As an informative companion piece, Dr. Karen Tang’s excellent book “It’s Not Hysteria” came out last month. The reproductive health guide covers all manner of women’s issues, including a chapter on sexual dysfunction that takes doctors to task for telling women with low sex drives to just “try having a glass of wine.” Tang notes that “for women in many parts of the world, societal expectations position sex as an obligation to a male spouse or partner rather than as a source of joy or pleasure for oneself.” As a counterpoint, she serves up a robust chapter exploring the many legitimate reasons why women might experience a libido decline, and various methods of treating this (though none are quite as colorful as July’s).
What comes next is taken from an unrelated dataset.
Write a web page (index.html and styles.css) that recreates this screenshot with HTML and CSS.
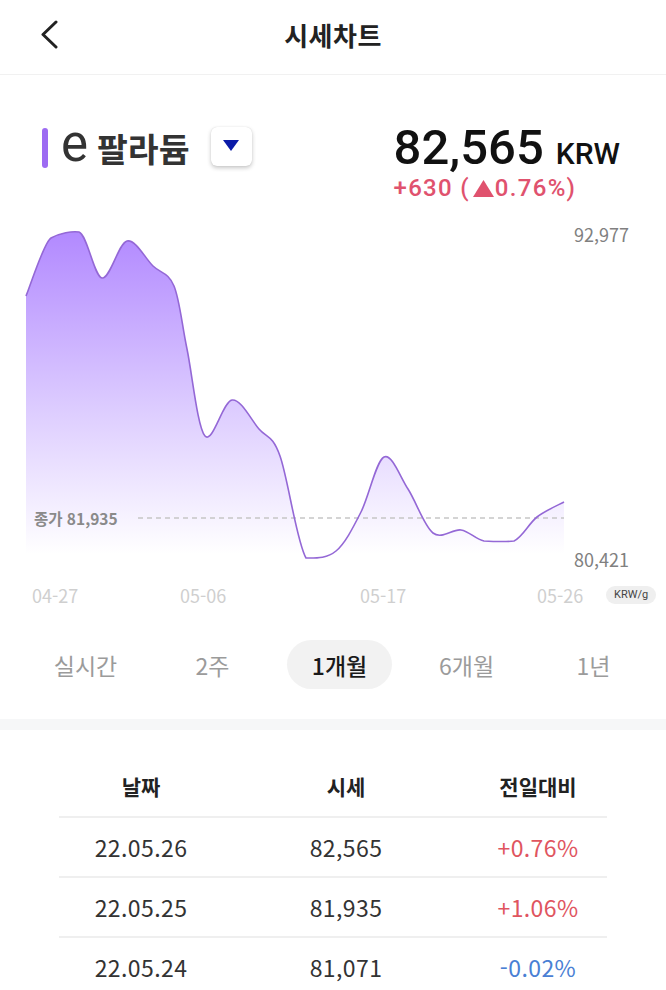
FILE: index.html
```html
<!DOCTYPE html>
<html lang="ko">
<head>
  <meta charset="UTF-8">
  <meta name="viewport" content="width=device-width, initial-scale=1.0">
  <title>시세차트</title>
  <link rel="stylesheet" href="styles.css">
</head>
<body>

  <header class="topbar">
    <a class="back" href="#">
      <svg width="20" height="30" viewBox="0 0 20 30"><path d="M16 3 L3 15.5 L16 28" fill="none" stroke="#222" stroke-width="3" stroke-linecap="round" stroke-linejoin="round"/></svg>
    </a>
    <h1>시세차트</h1>
  </header>

  <section class="asset">
    <div class="asset-name">
      <span class="asset-bar"></span>
      <span class="asset-e">e</span>
      <span class="asset-title">팔라듐</span>
      <button class="asset-select">
        <svg width="16" height="12" viewBox="0 0 16 12"><path d="M0 0 H16 L8 11 Z" fill="#0b1ba8"/></svg>
      </button>
    </div>
    <div class="asset-price">
      <div class="price-main"><span class="price-value">82,565</span><span class="price-unit">KRW</span></div>
      <div class="price-change">+630 (<svg class="tri" width="21" height="17" viewBox="0 0 21 17"><path d="M10.5 0 L21 17 H0 Z" fill="#e0526e"/></svg>0.76%)</div>
    </div>
  </section>

  <section class="chart">
    <svg class="chart-svg" width="666" height="400" viewBox="0 0 666 400">
      <defs>
        <linearGradient id="fill" x1="0" y1="10" x2="0" y2="340" gradientUnits="userSpaceOnUse">
          <stop offset="0" stop-color="#b086ff"/>
          <stop offset="0.55" stop-color="#dccbff"/>
          <stop offset="1" stop-color="#ffffff"/>
        </linearGradient>
      </defs>
      <path d="M26,82 C30.2,72.3 44,28 51,24 C60,19 72,17 79,18 C87.5,21 94,62.5 102,64 C110,65.5 118.5,29 127,27 C135.5,25 145.2,44.5 153,52 C160.8,59.5 168.3,58.2 174,72 C179.7,85.8 181.8,110 187,135 C192.2,160 197.5,213.5 205,222 C212.5,230.5 223,187.2 232,186 C241,184.8 251,205.7 259,215 C267,224.3 272.2,220.5 280,242 C287.8,263.5 296.7,328.2 306,344 C316,344 326.8,344.7 336,337 C345.2,329.3 353,313.7 361,298 C369,282.3 376.2,246.8 384,243 C391.8,239.2 399.8,262.3 408,275 C416.2,287.7 424.2,312.2 433,319 C441.8,325.8 452.5,314.7 461,316 C469.5,317.3 475.2,325.2 484,327 C492.8,327.5 505,328 514,327 C522.8,323 528.7,309.5 537,303 C545.3,296.5 559.5,290.5 564,288 L564,345 L26,345 Z" fill="url(#fill)"/>
      <line x1="138" y1="304" x2="564" y2="304" stroke="#c6c6c6" stroke-width="1.3" stroke-dasharray="5 4"/>
      <path d="M26,82 C30.2,72.3 44,28 51,24 C60,19 72,17 79,18 C87.5,21 94,62.5 102,64 C110,65.5 118.5,29 127,27 C135.5,25 145.2,44.5 153,52 C160.8,59.5 168.3,58.2 174,72 C179.7,85.8 181.8,110 187,135 C192.2,160 197.5,213.5 205,222 C212.5,230.5 223,187.2 232,186 C241,184.8 251,205.7 259,215 C267,224.3 272.2,220.5 280,242 C287.8,263.5 296.7,328.2 306,344 C316,344 326.8,344.7 336,337 C345.2,329.3 353,313.7 361,298 C369,282.3 376.2,246.8 384,243 C391.8,239.2 399.8,262.3 408,275 C416.2,287.7 424.2,312.2 433,319 C441.8,325.8 452.5,314.7 461,316 C469.5,317.3 475.2,325.2 484,327 C492.8,327.5 505,328 514,327 C522.8,323 528.7,309.5 537,303 C545.3,296.5 559.5,290.5 564,288" fill="none" stroke="#9468d6" stroke-width="1.6"/>
    </svg>

    <span class="axis-max">92,977</span>
    <span class="axis-min">80,421</span>
    <span class="close-label">종가 81,935</span>

    <span class="date-label d1">04-27</span>
    <span class="date-label d2">05-06</span>
    <span class="date-label d3">05-17</span>
    <span class="date-label d4">05-26</span>
    <span class="unit-pill">KRW/g</span>
  </section>

  <nav class="periods">
    <a class="period">실시간</a>
    <a class="period">2주</a>
    <a class="period active">1개월</a>
    <a class="period">6개월</a>
    <a class="period">1년</a>
  </nav>

  <div class="divider"></div>

  <section class="history">
    <div class="history-head">
      <span>날짜</span>
      <span>시세</span>
      <span>전일대비</span>
    </div>
    <div class="history-row">
      <span>22.05.26</span>
      <span>82,565</span>
      <span class="up">+0.76%</span>
    </div>
    <div class="history-row">
      <span>22.05.25</span>
      <span>81,935</span>
      <span class="up">+1.06%</span>
    </div>
    <div class="history-row">
      <span>22.05.24</span>
      <span>81,071</span>
      <span class="down">-0.02%</span>
    </div>
  </section>

</body>
</html>
```

FILE: styles.css
```css
* {
  box-sizing: border-box;
}
body {
  margin: 0;
  background: #fff;
  color: #222;
  font-family: "Noto Sans CJK KR", "Noto Sans", sans-serif;
  overflow: hidden;
}

/* top bar */
.topbar {
  position: relative;
  height: 75px;
  padding-bottom: 6px;
  display: flex;
  align-items: center;
  justify-content: center;
  border-bottom: 1px solid #f1f1f1;
}
.back {
  position: absolute;
  left: 40px;
  top: 19px;
  display: flex;
}
.topbar h1 {
  margin: 0;
  font-size: 26px;
  font-weight: 700;
  letter-spacing: 0.5px;
  color: #222;
}

/* asset name + price */
.asset {
  height: 139px;
  display: flex;
  justify-content: space-between;
  align-items: flex-start;
  padding: 0 46px 0 42px;
}
.asset-name {
  display: flex;
  align-items: center;
  margin-top: 53px;
}
.asset-bar {
  width: 6px;
  height: 40px;
  border-radius: 3px;
  background: #9d6bf2;
  margin-right: 13px;
}
.asset-e {
  font-family: Roboto, sans-serif;
  font-size: 51px;
  line-height: 40px;
  color: #333;
  margin-right: 9px;
  margin-top: -8px;
}
.asset-title {
  font-size: 33.5px;
  font-weight: 700;
  color: #333;
  line-height: 40px;
}
.asset-select {
  margin-left: 21px;
  width: 41px;
  height: 39px;
  border: none;
  border-radius: 6px;
  background: #fff;
  box-shadow: 0 2px 4px rgba(0, 0, 0, 0.22), 0 0 1px rgba(0, 0, 0, 0.15);
  display: flex;
  align-items: center;
  justify-content: center;
  padding: 0;
  margin-top: -4px;
}
.asset-price {
  margin-top: 45px;
  font-family: Roboto, sans-serif;
}
.price-main {
  display: flex;
  align-items: baseline;
  color: #111;
  line-height: 56px;
}
.price-value {
  font-size: 49px;
  font-weight: 500;
  margin-right: 12px;
}
.price-unit {
  font-size: 30px;
  font-weight: 500;
}
.price-change {
  display: flex;
  align-items: center;
  font-size: 24px;
  font-weight: 500;
  letter-spacing: 1.3px;
  color: #e0526e;
  line-height: 28px;
  margin-top: -8px;
}
.tri {
  margin: 0 1px 0 3px;
}

/* chart */
.chart {
  position: relative;
  height: 400px;
}
.chart-svg {
  display: block;
}
.axis-max,
.axis-min {
  position: absolute;
  left: 574px;
  font-size: 18px;
  line-height: 20px;
  color: #808080;
}
.axis-max { top: 10px; }
.axis-min { top: 335px; }
.close-label {
  position: absolute;
  left: 34px;
  top: 294px;
  font-size: 15.5px;
  line-height: 20px;
  font-weight: 700;
  color: #8a8a8a;
}
.date-label {
  position: absolute;
  top: 370px;
  font-size: 18px;
  line-height: 22px;
  color: #cfcfcf;
}
.d1 { left: 32px; }
.d2 { left: 180px; }
.d3 { left: 360px; }
.d4 { left: 537px; }
.unit-pill {
  position: absolute;
  left: 606px;
  top: 372px;
  height: 18px;
  padding: 0 8px;
  border-radius: 9px;
  background: #efefef;
  font-family: Roboto, sans-serif;
  font-size: 11px;
  line-height: 18px;
  color: #444;
}

/* period tabs */
.periods {
  display: grid;
  grid-template-columns: repeat(5, 127px);
  padding: 26px 0 30px 22px;
}
.period {
  height: 49px;
  display: flex;
  align-items: center;
  justify-content: center;
  font-size: 23px;
  color: #9b9b9b;
}
.period.active {
  width: 105px;
  justify-self: center;
  border-radius: 25px;
  background: #f2f2f2;
  color: #1a1a1a;
  font-weight: 500;
}

.divider {
  height: 11px;
  background: #f6f7f8;
}

/* history table */
.history {
  margin: 0 59px;
  padding-top: 40px;
}
.history-head,
.history-row {
  display: grid;
  grid-template-columns: 164px 246px 138px;
  text-align: center;
}
.history-head {
  line-height: 32px;
  padding-bottom: 14px;
  font-size: 21px;
  font-weight: 700;
  color: #222;
}
.history-row {
  height: 60px;
  border-top: 2px solid #efefef;
  align-items: center;
  font-size: 23px;
  letter-spacing: 0.4px;
  color: #333;
}
.up { color: #e0555f; }
.down { color: #4a80d4; }
```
And no survey of middle-aged female sexual liberation would be complete without another mention of Mumolo, who’s the co-writer and co-star of “Barb and Star Go to Vista Del Mar.” I’ve been lauding this daffy comedy from her and co-creator Kristen Wiig since it came out in 2021, to not nearly enough fanfare. Wiig and Mumolo play two culottes-wearing Nebraskans who hook up with a younger man, a spy played by Jamie “Fifty Shades of Grey” Dornan, and there’s not a moment in which either woman undergoes an ounce of shame about either her age or her horniness.

In an interview with Variety at the time, Wiig noted that “Barb and Star” got made mostly because “Bridesmaids” was so successful, paving the way for other middle-aged female raunch comedies like “Girls Trip” and “Bad Moms.” “It’s great that more things got greenlit,” Wiig said. “But on the other side of that it’s like, ‘Why the f**k weren’t you greenlighting it before?”